Child labor: Should kids be allowed to work?

In a recent speech, Newt Gingrich suggested that poor kids in particular would benefit from taking on jobs now reserved for adults.

Are child-labor laws “truly stupid”? asked Maggie Haberman in Politico​.com. That’s what GOP presidential contender Newt Gingrich suggested in a speech last week, arguing that it would benefit poor kids in particular if they could take on jobs now reserved for adults—such as “flipping burgers” or serving as janitors in their own schools. “They would have cash, they would have pride in the schools, they’d begin the process of rising,” said Gingrich. It may sound crazy, said Michael McGough in LATimes.com, but the idea that kids caught in “the culture of poverty” need some help in acquiring a work ethic “is not so silly.”
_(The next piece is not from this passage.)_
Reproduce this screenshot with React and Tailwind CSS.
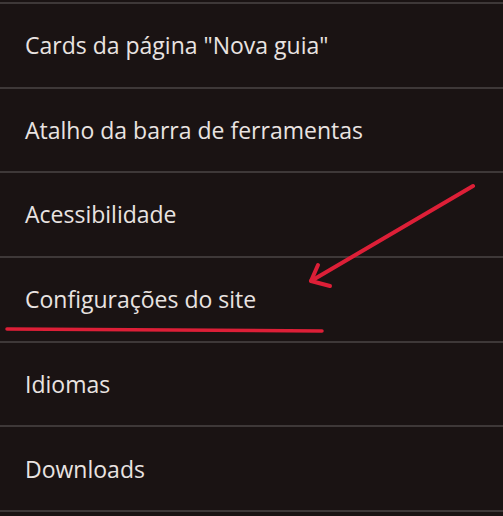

It’s not only silly, it’s “dumb,” said Amy Davidson in NewYorker.com. There are many practical and ethical reasons to keep the workforce free of minors: They can’t legally consent to a contract, are easily exploited by adults, and, while scrubbing out school toilets, stand to lose priceless hours of learning and social development. If schools begin to employ 9-year-old janitors, how can we ask American corporations or our trading partners “not to use child labor in cotton fields or chocolate plantations?” Gingrich’s child-labor idea sounds like a “bad Stephen Colbert joke,” said Jordan Weissmann in TheAtlantic.com. Janitors do hard, dangerous work, handling corrosive chemicals, running the school’s heating system, and using powerful landscaping equipment. The real issue here is that a man who wants to be our next president doesn’t have “a spit’s worth” of respect for manual labor.

Actually, it’s the liberal elites who have no respect for manual labor, said Kevin Williamson in National​Review.com. They insist that every kid should attend college, even though about 50 percent of students are hardly destined to become “Ezra Pound scholars,” and get no practical benefit from “four years at Mediocre U.” Getting a head start on a trade, and on the invaluable lessons one gains from doing any job well, on the other hand, would benefit them for life. I, for one, would have jumped at the chance to be a school janitor, said Walter Rubel in the Las Cruces, N.M., Sun-News. I lied about my age to get my first job as a dishwasher at 14, and it taught me about hard work and “showing up on time every day.” I don’t often say this, “but I agree with Newt on this one.”